Je vous suis très reconnaissant d’écrire de si beaux articles sur la photo. Merci pour dire ce que d’autres ne veulent pas entendre…(thème argentique/digital, thème Canon/Nikon)
A l’occasion, merci aussi pour l’aide au choix du format ( pour moi: Canon 5D/markII ou 7D)
Merci, a bientot, cordialement
Marc
harvey dit
Merci pour tout ça Marc. On en profite pour rappeler l’adresse du site de Gérard PIGNÉ dédié à sa passion pour le Canon F1 : http://fou-du-canon-f-1.org/topic/index.html
YML dit
Bel article, merci. Il faut bien avouer que cette trilogie de boîtiers est de toute beauté mais à tout hasard, si un jour tu souhaites te débarrasser de l’un d’entre eux sache que je suis acheteur potentiel de ton F1n, tout mécanique, increvable, discret, mythique. Presque aussi désirable qu’un M6 TTL.
harvey dit
J’ai acheté le New F1 en UK, il était neuf et n’avait servi que comme modèle pour les docs en Angleterre. Le New F1 qui figure sur les pubs anglaises de l’époque, c’est lui. Le gars qui le vendait l’avait retrouvé dans un carton à l’occasion d’un déménagement avec des liasses de pub 🙂 J’ai failli le vendre cent fois et finalement j’ai renoncé parce que c’est un boîtier chargé d’histoire. Idem pour le 85mm f1,2L acheté neuf au Japon. Quant au F1n, il m’a été offert par ma mère, autant dire que sa valeur sentimentale est énorme. Je ne le vendrai jamais. La charge affective des boîtiers argentiques n’a rien à voir avec ce qu’on vit aujourd’hui avec le matos numérique…
Bankroot dit
Je suis un tout récent quadragénaire qui adore les madeleines, et je dois vous avouer que je me délecte de vos articles.
Entré tardivement en photographie, j’ai d’abord possédé un EOS 300n que je n’ai jamais su (ou voulu savoir) utiliser, puis vint la magie du numérique- avec EOS 300d – avec lequel le contrôle immédiat de l’image réalisée était enfin possible procurant alors à l’exercice une facilité jusqu’alors inégalée. J’avais comme l’impression, tout débutant que j’étais, d’avoir mis un pied dans la sphère des pros.

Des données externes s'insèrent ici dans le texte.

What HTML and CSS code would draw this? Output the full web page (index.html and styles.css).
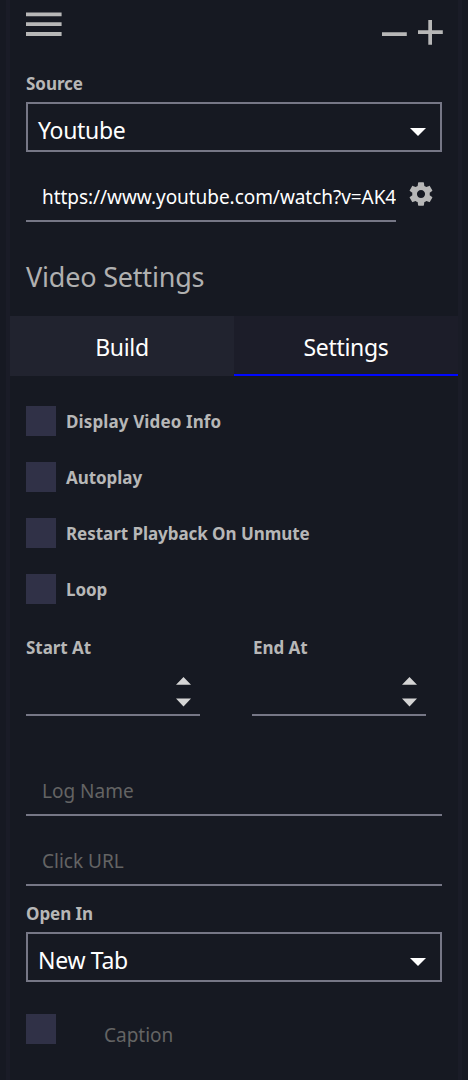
FILE: index.html
```html
<!DOCTYPE html>
<html lang="en">
<head>
    <meta charset="UTF-8">
    <title>Video Settings</title>

    <link rel="stylesheet" href="styles.css">
</head>

<body>

    <div class="panel">
        <div class="toolbar">
            <svg class="menu" width="36" height="24" viewBox="0 0 36 24">
                <path d="M0 .4h35.6v3.8H0zM0 10.2h35.6v3.8H0zM0 20.1h35.6v3.8H0z"/>
            </svg>
            <svg class="zoom" width="62" height="26" viewBox="0 0 62 26">
                <path d="M0 12.2h24.8v3.7H0zM36 10.2h24.8v3.7H36zM46.3 0H50v24.8h-3.7z"/>
            </svg>
        </div>

        <label class="label">Source</label>
        <div class="select">
            <span>Youtube</span>
            <svg width="16" height="8" viewBox="0 0 16 8"><path d="M0 0h16L8 8z"/></svg>
        </div>

        <div class="source-row">
            <input type="text" class="text url" value="https://www.youtube.com/watch?v=AK4">
            <svg class="gear" width="28" height="28" viewBox="0 0 24 24">
                <path d="M19.43 12.98c.04-.32.07-.64.07-.98s-.03-.66-.07-.98l2.11-1.65c.19-.15.24-.42.12-.64l-2-3.46c-.12-.22-.39-.3-.61-.22l-2.49 1c-.52-.4-1.08-.73-1.69-.98l-.38-2.65C14.46 2.18 14.25 2 14 2h-4c-.25 0-.46.18-.49.42l-.38 2.65c-.61.25-1.17.59-1.69.98l-2.49-1c-.23-.09-.49 0-.61.22l-2 3.46c-.13.22-.07.49.12.64l2.11 1.65c-.04.32-.07.65-.07.98s.03.66.07.98l-2.11 1.65c-.19.15-.24.42-.12.64l2 3.46c.12.22.39.3.61.22l2.49-1c.52.4 1.08.73 1.69.98l.38 2.65c.03.24.24.42.49.42h4c.25 0 .46-.18.49-.42l.38-2.65c.61-.25 1.17-.59 1.69-.98l2.49 1c.23.09.49 0 .61-.22l2-3.46c.12-.22.07-.49-.12-.64l-2.11-1.65zM12 15.5c-1.93 0-3.5-1.57-3.5-3.5s1.57-3.5 3.5-3.5 3.5 1.57 3.5 3.5-1.57 3.5-3.5 3.5z"/>
            </svg>
        </div>

        <h1>Video Settings</h1>

        <div class="tabs">
            <div class="tab">Build</div>
            <div class="tab active">Settings</div>
        </div>

        <div class="checks">
            <div class="check"><span class="box"></span><span class="label info">Display Video Info</span></div>
            <div class="check"><span class="box"></span><span class="label">Autoplay</span></div>
            <div class="check"><span class="box"></span><span class="label">Restart Playback On Unmute</span></div>
            <div class="check"><span class="box"></span><span class="label">Loop</span></div>
        </div>

        <div class="times">
            <div class="time">
                <label class="label">Start At</label>
                <div class="number">
                    <svg width="15" height="30" viewBox="0 0 15 30"><path d="M0 7.8h15L7.5 0zM0 21.6h15L7.5 29.4z"/></svg>
                </div>
            </div>
            <div class="time">
                <label class="label end">End At</label>
                <div class="number">
                    <svg width="15" height="30" viewBox="0 0 15 30"><path d="M0 7.8h15L7.5 0zM0 21.6h15L7.5 29.4z"/></svg>
                </div>
            </div>
        </div>

        <input type="text" class="text log" placeholder="Log Name">
        <input type="text" class="text click" placeholder="Click URL">

        <label class="label open">Open In</label>
        <div class="select">
            <span>New Tab</span>
            <svg width="16" height="8" viewBox="0 0 16 8"><path d="M0 0h16L8 8z"/></svg>
        </div>

        <div class="caption-row">
            <span class="box"></span>
            <input type="text" class="caption" placeholder="Caption">
        </div>
    </div>

</body>
</html>
```
FILE: styles.css
```css
* {
    box-sizing: border-box;
}
body {
    margin: 0;
    background-color: #161922;
    font-family: "Noto Sans", "Open Sans", sans-serif;
    color: #fff;
    overflow: hidden;
}
svg {
    display: block;
    flex: none;
    fill: #b7b7b7;
}
.panel {
    width: 456px;
    height: 1080px;
    margin-left: 6px;
    padding: 0 16px;
    border-left: 4px solid #1a1c27;
    border-right: 4px solid #1a1c27;
    overflow: hidden;
}
.toolbar {
    display: flex;
    justify-content: space-between;
    align-items: flex-start;
    height: 72px;
    padding-top: 12px;
}
.zoom {
    margin-top: 8px;
    margin-right: -2px;
}
.label {
    display: block;
    height: 30px;
    line-height: 24px;
    font-size: 17px;
    font-weight: bold;
    letter-spacing: -0.05px;
    color: #b7b7b7;
    white-space: nowrap;
}
.label.info {
    letter-spacing: 0.12px;
}
.label.end {
    padding-left: 1px;
}
.select {
    display: flex;
    justify-content: space-between;
    align-items: center;
    height: 50px;
    padding: 5px 14px 0 10px;
    border: 2px solid #767786;
    font-size: 23px;
    line-height: 30px;
    letter-spacing: -0.3px;
}
.select span {
    padding-top: 1px;
}
.select svg {
    margin-top: 4px;
    fill: #fff;
}
.source-row {
    display: flex;
    justify-content: space-between;
    height: 90px;
    padding: 20px 7px 0 0;
}
.text {
    display: block;
    width: 100%;
    height: 50px;
    padding: 2px 0 0 16px;
    border: none;
    border-bottom: 2px solid #767786;
    outline: none;
    background: none;
    color: #fff;
    font-family: inherit;
    font-size: 19px;
}
.text::placeholder, .caption::placeholder {
    color: #646464;
    opacity: 1;
}
.text.url {
    width: 370px;
    letter-spacing: -0.05px;
}
.gear {
    margin-top: 8px;
}
h1 {
    height: 74px;
    margin: 0;
    padding-top: 16px;
    font-size: 27px;
    line-height: 37px;
    font-weight: normal;
    letter-spacing: -0.2px;
    color: #b0b0b0;
}
.tabs {
    display: flex;
    height: 60px;
    margin: 0 -16px;
}
.tab {
    flex: 1;
    padding-top: 1px;
    background-color: #21232f;
    font-size: 23px;
    line-height: 60px;
    letter-spacing: -0.3px;
    text-align: center;
}
.tab.active {
    background-color: #1c1d29;
    border-bottom: 2px solid #0008ff;
}
.checks {
    display: flex;
    flex-direction: column;
    gap: 26px;
    padding-top: 30px;
}
.check {
    display: flex;
    gap: 10px;
}
.check .label {
    line-height: 31px;
}
.box {
    flex: none;
    width: 30px;
    height: 30px;
    background-color: #303147;
}
.times {
    display: flex;
    gap: 52px;
    padding-top: 32px;
}
.time {
    width: 174px;
}
.number {
    display: flex;
    justify-content: flex-end;
    height: 50px;
    padding: 11px 9px 0 0;
    border-bottom: 2px solid #767786;
}
.number svg {
    fill: #d5d5d5;
}
.text.log {
    margin-top: 50px;
}
.text.click {
    margin-top: 20px;
}
.label.open {
    height: 46px;
    padding-top: 16px;
}
.caption-row {
    display: flex;
    padding-top: 32px;
}
.caption {
    width: 300px;
    height: 42px;
    margin-left: 48px;
    padding: 0;
    border: none;
    outline: none;
    background: none;
    font-family: inherit;
    font-size: 19px;
}
```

Posséder un reflex avec plein de boutons et des objectifs interchangeables a certes un côté très « tape à l’oeil » toujours valorisant en société auprès de ceux qui n’y entendent goutte, mais, en aucun cas ne fait de vous un expert de la photographie, et à mesure de mes expériences, ce sentiment s’estompait pour finalement me rendre compte que toute ma pratique n’était basée que sur le tâtonnement et que de maîtrise, il en était totalement hors de question.
Aujourd’hui, si avec un peu d’auto-formation, plus d’expérience et un EOS 40d (que j’aime beaucoup au passage !) je peux me considérer comme un amateur « éclairé » ou « averti » selon les expressions consacrées, il m’est toujours impensable d’affirmer que je maîtrise ma machine, et je pense que ce sentiment durera tant que j’aurais un contrôle instantané sur l’image que je réalise.
C’est pour cela qu’un AE1 Program vient tout récemment de faire son apparition dans mon petit meuble de matériel photographique. J’ai acheté le kit de mousses « ad hoc » afin de lui redonner un peu de santé, et au delà du plaisir et de la dimension affective liés à la « remise en route » et à la hâte d’appréhender cet instrument, j’ai la nette impression qu’il va m’en apprendre beaucoup plus que tout ce que j’ai pu découvrir jusqu’ici avec le numérique.
Je ne serai jamais un professionnel, là n’est pas mon but, mais j’ai trop de respect pour la photographie, l’acte photographique, et les vrais professionnels qui l’exercent, pour me taire face à de plus en plus nombreux « guignols » (c’est comme ça que j’appelle les jeunes amateurs qui présentent les caractéristiques que je vais vous énoncer) exhibant des 7D (ou mieux encore des 5D mk iii) grippés, réhaussés de cobras, avec des pierres précieuses (on ne dit pas caillou précieux je crois ???) rivés à la bague de leur boîtier, gesticulant comme des pantins désarticulés et prenant les positions les plus improbables afin, non pas de prendre des photos (vous verrez dans deux lignes pourquoi je dis ça…), mais seulement de « se la jouer pro » dans les soirées, dont, cerise sur le gâteau, la molette du boîtier reste définitivement calée sur le carré vert !!!
Alors pour finir, je rejoins certains lecteurs et vous remercie Hervé pour ce que vous êtes à mes yeux, un « vrai pro », maître et respectueux de l’instrument qu’il a entre les mains et de ce qu’il en fait. Et si cet AE1 Program est chez moi aujourd’hui, c’est aussi grâce à vous.